§ TASK GOAL: Please transcribe the data that follows without the pictures, keeping every word the same.
begin COLLECTED DATA
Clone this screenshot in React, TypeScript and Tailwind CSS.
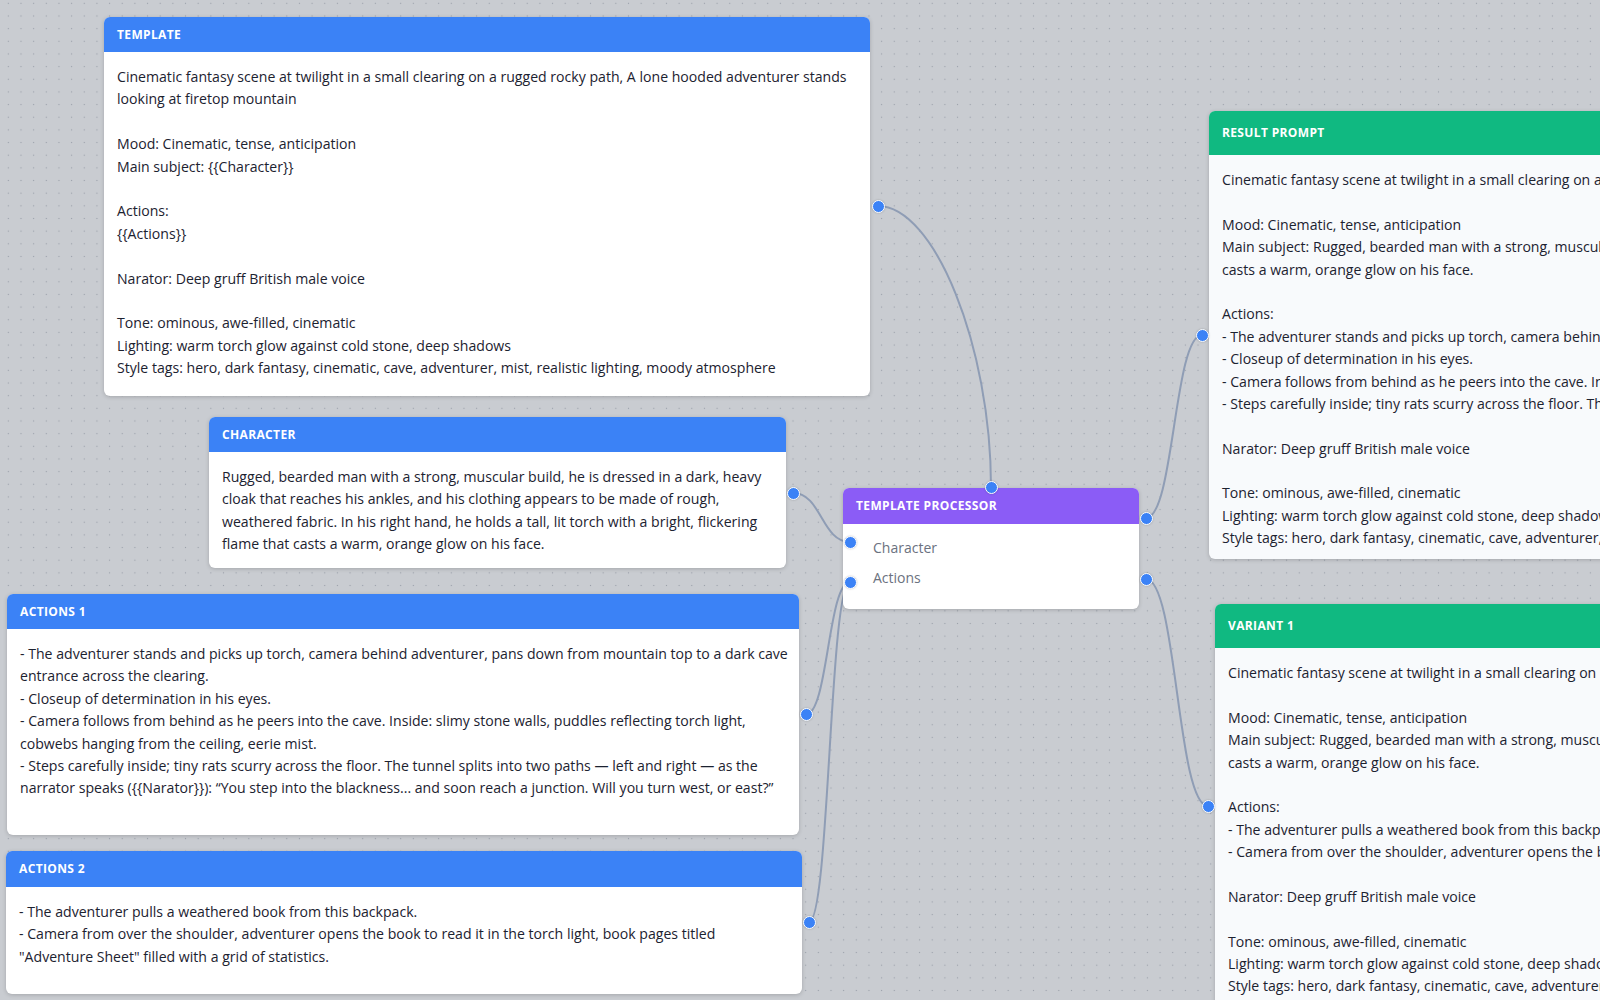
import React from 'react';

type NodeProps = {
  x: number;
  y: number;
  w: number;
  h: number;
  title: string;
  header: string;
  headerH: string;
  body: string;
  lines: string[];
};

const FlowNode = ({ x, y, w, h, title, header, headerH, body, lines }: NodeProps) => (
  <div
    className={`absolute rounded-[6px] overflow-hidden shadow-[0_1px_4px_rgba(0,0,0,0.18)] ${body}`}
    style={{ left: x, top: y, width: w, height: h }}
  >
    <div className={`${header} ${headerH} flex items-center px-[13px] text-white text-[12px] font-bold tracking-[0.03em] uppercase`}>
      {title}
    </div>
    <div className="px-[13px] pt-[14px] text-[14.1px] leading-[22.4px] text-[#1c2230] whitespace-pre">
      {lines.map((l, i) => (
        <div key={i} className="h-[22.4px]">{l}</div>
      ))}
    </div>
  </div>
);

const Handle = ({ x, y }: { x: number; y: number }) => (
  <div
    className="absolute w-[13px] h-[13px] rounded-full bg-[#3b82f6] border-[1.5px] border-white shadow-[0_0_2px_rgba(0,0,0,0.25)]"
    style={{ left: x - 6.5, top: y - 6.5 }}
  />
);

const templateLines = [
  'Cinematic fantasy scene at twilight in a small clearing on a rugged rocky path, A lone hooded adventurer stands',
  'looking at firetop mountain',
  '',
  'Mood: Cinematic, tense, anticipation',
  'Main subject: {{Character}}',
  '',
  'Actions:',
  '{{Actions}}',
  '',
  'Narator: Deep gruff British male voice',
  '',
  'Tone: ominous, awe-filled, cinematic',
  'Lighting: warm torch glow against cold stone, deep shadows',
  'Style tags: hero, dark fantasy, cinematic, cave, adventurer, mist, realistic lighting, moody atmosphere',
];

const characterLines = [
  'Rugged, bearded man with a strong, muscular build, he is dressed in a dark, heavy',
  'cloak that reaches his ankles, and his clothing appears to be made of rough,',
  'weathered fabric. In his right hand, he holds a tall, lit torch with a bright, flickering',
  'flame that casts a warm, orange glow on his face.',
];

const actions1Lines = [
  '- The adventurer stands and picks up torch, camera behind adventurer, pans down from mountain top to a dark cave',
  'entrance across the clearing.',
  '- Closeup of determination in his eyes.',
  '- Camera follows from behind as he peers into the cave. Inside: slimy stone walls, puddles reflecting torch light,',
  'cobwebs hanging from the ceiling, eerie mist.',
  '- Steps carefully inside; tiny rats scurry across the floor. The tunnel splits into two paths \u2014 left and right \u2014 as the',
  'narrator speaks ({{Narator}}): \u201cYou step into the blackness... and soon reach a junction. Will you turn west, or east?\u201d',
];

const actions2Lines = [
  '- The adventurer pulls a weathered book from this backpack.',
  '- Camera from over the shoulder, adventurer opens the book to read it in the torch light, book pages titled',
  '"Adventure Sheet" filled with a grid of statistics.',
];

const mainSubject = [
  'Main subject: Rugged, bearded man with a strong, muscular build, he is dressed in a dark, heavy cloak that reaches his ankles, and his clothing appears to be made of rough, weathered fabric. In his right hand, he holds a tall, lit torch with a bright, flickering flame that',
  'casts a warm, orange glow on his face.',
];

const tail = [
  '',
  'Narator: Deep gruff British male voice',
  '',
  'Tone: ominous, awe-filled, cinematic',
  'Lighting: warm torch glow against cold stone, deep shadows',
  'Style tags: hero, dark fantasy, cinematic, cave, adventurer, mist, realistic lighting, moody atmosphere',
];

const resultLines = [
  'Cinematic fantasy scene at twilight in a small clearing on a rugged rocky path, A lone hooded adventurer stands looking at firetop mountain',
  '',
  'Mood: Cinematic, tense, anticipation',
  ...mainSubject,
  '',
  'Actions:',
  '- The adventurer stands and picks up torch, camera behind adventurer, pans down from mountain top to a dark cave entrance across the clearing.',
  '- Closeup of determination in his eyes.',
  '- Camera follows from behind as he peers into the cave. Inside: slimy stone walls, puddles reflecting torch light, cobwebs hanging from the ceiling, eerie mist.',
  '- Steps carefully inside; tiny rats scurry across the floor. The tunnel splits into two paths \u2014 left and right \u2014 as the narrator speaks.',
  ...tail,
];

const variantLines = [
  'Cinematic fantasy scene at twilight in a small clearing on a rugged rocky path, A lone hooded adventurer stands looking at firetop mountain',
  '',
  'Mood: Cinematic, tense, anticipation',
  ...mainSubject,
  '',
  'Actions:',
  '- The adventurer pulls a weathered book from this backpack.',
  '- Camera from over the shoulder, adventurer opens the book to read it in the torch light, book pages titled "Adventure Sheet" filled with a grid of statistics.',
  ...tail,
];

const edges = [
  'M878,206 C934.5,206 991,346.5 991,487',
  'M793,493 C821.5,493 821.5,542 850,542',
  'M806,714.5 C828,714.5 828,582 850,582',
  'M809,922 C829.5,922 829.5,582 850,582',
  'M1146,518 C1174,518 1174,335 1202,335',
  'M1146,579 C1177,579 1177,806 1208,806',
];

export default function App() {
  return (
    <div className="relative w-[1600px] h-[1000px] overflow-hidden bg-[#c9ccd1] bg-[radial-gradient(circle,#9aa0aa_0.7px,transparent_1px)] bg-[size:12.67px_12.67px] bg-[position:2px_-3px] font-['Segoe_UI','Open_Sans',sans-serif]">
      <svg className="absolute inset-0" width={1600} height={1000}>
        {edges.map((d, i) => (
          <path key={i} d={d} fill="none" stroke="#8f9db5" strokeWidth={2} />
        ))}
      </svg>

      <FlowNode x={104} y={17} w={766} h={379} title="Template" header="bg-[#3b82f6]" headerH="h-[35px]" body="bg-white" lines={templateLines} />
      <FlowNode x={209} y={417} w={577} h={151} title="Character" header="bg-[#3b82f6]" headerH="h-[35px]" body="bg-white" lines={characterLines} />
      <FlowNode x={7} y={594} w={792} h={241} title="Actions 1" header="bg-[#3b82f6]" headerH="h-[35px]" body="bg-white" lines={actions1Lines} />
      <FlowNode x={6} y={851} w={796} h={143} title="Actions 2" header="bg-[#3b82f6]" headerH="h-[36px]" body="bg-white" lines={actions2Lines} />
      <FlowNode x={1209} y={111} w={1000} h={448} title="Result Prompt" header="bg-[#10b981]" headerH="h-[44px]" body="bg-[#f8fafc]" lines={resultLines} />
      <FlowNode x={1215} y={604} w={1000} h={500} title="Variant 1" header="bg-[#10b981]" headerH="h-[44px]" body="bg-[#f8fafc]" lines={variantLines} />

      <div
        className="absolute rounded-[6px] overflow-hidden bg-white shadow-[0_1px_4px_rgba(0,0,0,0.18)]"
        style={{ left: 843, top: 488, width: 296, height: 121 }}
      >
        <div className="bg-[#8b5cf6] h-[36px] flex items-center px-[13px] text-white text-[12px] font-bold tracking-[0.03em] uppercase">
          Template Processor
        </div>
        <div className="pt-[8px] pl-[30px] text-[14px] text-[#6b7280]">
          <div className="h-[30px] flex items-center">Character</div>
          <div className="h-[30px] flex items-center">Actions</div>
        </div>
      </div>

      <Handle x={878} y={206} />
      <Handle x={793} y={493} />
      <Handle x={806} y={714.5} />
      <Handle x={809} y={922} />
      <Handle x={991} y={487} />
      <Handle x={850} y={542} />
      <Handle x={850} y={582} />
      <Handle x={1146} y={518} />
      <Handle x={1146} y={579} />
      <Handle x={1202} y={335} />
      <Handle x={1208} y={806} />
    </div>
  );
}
end COLLECTED DATA
§ RESPONSE TO THIS TASK:
Clone this screenshot in React, TypeScript and Tailwind CSS.
import React from 'react';

type NodeProps = {
  x: number;
  y: number;
  w: number;
  h: number;
  title: string;
  header: string;
  headerH: string;
  body: string;
  lines: string[];
};

const FlowNode = ({ x, y, w, h, title, header, headerH, body, lines }: NodeProps) => (
  <div
    className={`absolute rounded-[6px] overflow-hidden shadow-[0_1px_4px_rgba(0,0,0,0.18)] ${body}`}
    style={{ left: x, top: y, width: w, height: h }}
  >
    <div className={`${header} ${headerH} flex items-center px-[13px] text-white text-[12px] font-bold tracking-[0.03em] uppercase`}>
      {title}
    </div>
    <div className="px-[13px] pt-[14px] text-[14.1px] leading-[22.4px] text-[#1c2230] whitespace-pre">
      {lines.map((l, i) => (
        <div key={i} className="h-[22.4px]">{l}</div>
      ))}
    </div>
  </div>
);

const Handle = ({ x, y }: { x: number; y: number }) => (
  <div
    className="absolute w-[13px] h-[13px] rounded-full bg-[#3b82f6] border-[1.5px] border-white shadow-[0_0_2px_rgba(0,0,0,0.25)]"
    style={{ left: x - 6.5, top: y - 6.5 }}
  />
);

const templateLines = [
  'Cinematic fantasy scene at twilight in a small clearing on a rugged rocky path, A lone hooded adventurer stands',
  'looking at firetop mountain',
  '',
  'Mood: Cinematic, tense, anticipation',
  'Main subject: {{Character}}',
  '',
  'Actions:',
  '{{Actions}}',
  '',
  'Narator: Deep gruff British male voice',
  '',
  'Tone: ominous, awe-filled, cinematic',
  'Lighting: warm torch glow against cold stone, deep shadows',
  'Style tags: hero, dark fantasy, cinematic, cave, adventurer, mist, realistic lighting, moody atmosphere',
];

const characterLines = [
  'Rugged, bearded man with a strong, muscular build, he is dressed in a dark, heavy',
  'cloak that reaches his ankles, and his clothing appears to be made of rough,',
  'weathered fabric. In his right hand, he holds a tall, lit torch with a bright, flickering',
  'flame that casts a warm, orange glow on his face.',
];

const actions1Lines = [
  '- The adventurer stands and picks up torch, camera behind adventurer, pans down from mountain top to a dark cave',
  'entrance across the clearing.',
  '- Closeup of determination in his eyes.',
  '- Camera follows from behind as he peers into the cave. Inside: slimy stone walls, puddles reflecting torch light,',
  'cobwebs hanging from the ceiling, eerie mist.',
  '- Steps carefully inside; tiny rats scurry across the floor. The tunnel splits into two paths \u2014 left and right \u2014 as the',
  'narrator speaks ({{Narator}}): \u201cYou step into the blackness... and soon reach a junction. Will you turn west, or east?\u201d',
];

const actions2Lines = [
  '- The adventurer pulls a weathered book from this backpack.',
  '- Camera from over the shoulder, adventurer opens the book to read it in the torch light, book pages titled',
  '"Adventure Sheet" filled with a grid of statistics.',
];

const mainSubject = [
  'Main subject: Rugged, bearded man with a strong, muscular build, he is dressed in a dark, heavy cloak that reaches his ankles, and his clothing appears to be made of rough, weathered fabric. In his right hand, he holds a tall, lit torch with a bright, flickering flame that',
  'casts a warm, orange glow on his face.',
];

const tail = [
  '',
  'Narator: Deep gruff British male voice',
  '',
  'Tone: ominous, awe-filled, cinematic',
  'Lighting: warm torch glow against cold stone, deep shadows',
  'Style tags: hero, dark fantasy, cinematic, cave, adventurer, mist, realistic lighting, moody atmosphere',
];

const resultLines = [
  'Cinematic fantasy scene at twilight in a small clearing on a rugged rocky path, A lone hooded adventurer stands looking at firetop mountain',
  '',
  'Mood: Cinematic, tense, anticipation',
  ...mainSubject,
  '',
  'Actions:',
  '- The adventurer stands and picks up torch, camera behind adventurer, pans down from mountain top to a dark cave entrance across the clearing.',
  '- Closeup of determination in his eyes.',
  '- Camera follows from behind as he peers into the cave. Inside: slimy stone walls, puddles reflecting torch light, cobwebs hanging from the ceiling, eerie mist.',
  '- Steps carefully inside; tiny rats scurry across the floor. The tunnel splits into two paths \u2014 left and right \u2014 as the narrator speaks.',
  ...tail,
];

const variantLines = [
  'Cinematic fantasy scene at twilight in a small clearing on a rugged rocky path, A lone hooded adventurer stands looking at firetop mountain',
  '',
  'Mood: Cinematic, tense, anticipation',
  ...mainSubject,
  '',
  'Actions:',
  '- The adventurer pulls a weathered book from this backpack.',
  '- Camera from over the shoulder, adventurer opens the book to read it in the torch light, book pages titled "Adventure Sheet" filled with a grid of statistics.',
  ...tail,
];

const edges = [
  'M878,206 C934.5,206 991,346.5 991,487',
  'M793,493 C821.5,493 821.5,542 850,542',
  'M806,714.5 C828,714.5 828,582 850,582',
  'M809,922 C829.5,922 829.5,582 850,582',
  'M1146,518 C1174,518 1174,335 1202,335',
  'M1146,579 C1177,579 1177,806 1208,806',
];

export default function App() {
  return (
    <div className="relative w-[1600px] h-[1000px] overflow-hidden bg-[#c9ccd1] bg-[radial-gradient(circle,#9aa0aa_0.7px,transparent_1px)] bg-[size:12.67px_12.67px] bg-[position:2px_-3px] font-['Segoe_UI','Open_Sans',sans-serif]">
      <svg className="absolute inset-0" width={1600} height={1000}>
        {edges.map((d, i) => (
          <path key={i} d={d} fill="none" stroke="#8f9db5" strokeWidth={2} />
        ))}
      </svg>

      <FlowNode x={104} y={17} w={766} h={379} title="Template" header="bg-[#3b82f6]" headerH="h-[35px]" body="bg-white" lines={templateLines} />
      <FlowNode x={209} y={417} w={577} h={151} title="Character" header="bg-[#3b82f6]" headerH="h-[35px]" body="bg-white" lines={characterLines} />
      <FlowNode x={7} y={594} w={792} h={241} title="Actions 1" header="bg-[#3b82f6]" headerH="h-[35px]" body="bg-white" lines={actions1Lines} />
      <FlowNode x={6} y={851} w={796} h={143} title="Actions 2" header="bg-[#3b82f6]" headerH="h-[36px]" body="bg-white" lines={actions2Lines} />
      <FlowNode x={1209} y={111} w={1000} h={448} title="Result Prompt" header="bg-[#10b981]" headerH="h-[44px]" body="bg-[#f8fafc]" lines={resultLines} />
      <FlowNode x={1215} y={604} w={1000} h={500} title="Variant 1" header="bg-[#10b981]" headerH="h-[44px]" body="bg-[#f8fafc]" lines={variantLines} />

      <div
        className="absolute rounded-[6px] overflow-hidden bg-white shadow-[0_1px_4px_rgba(0,0,0,0.18)]"
        style={{ left: 843, top: 488, width: 296, height: 121 }}
      >
        <div className="bg-[#8b5cf6] h-[36px] flex items-center px-[13px] text-white text-[12px] font-bold tracking-[0.03em] uppercase">
          Template Processor
        </div>
        <div className="pt-[8px] pl-[30px] text-[14px] text-[#6b7280]">
          <div className="h-[30px] flex items-center">Character</div>
          <div className="h-[30px] flex items-center">Actions</div>
        </div>
      </div>

      <Handle x={878} y={206} />
      <Handle x={793} y={493} />
      <Handle x={806} y={714.5} />
      <Handle x={809} y={922} />
      <Handle x={991} y={487} />
      <Handle x={850} y={542} />
      <Handle x={850} y={582} />
      <Handle x={1146} y={518} />
      <Handle x={1146} y={579} />
      <Handle x={1202} y={335} />
      <Handle x={1208} y={806} />
    </div>
  );
}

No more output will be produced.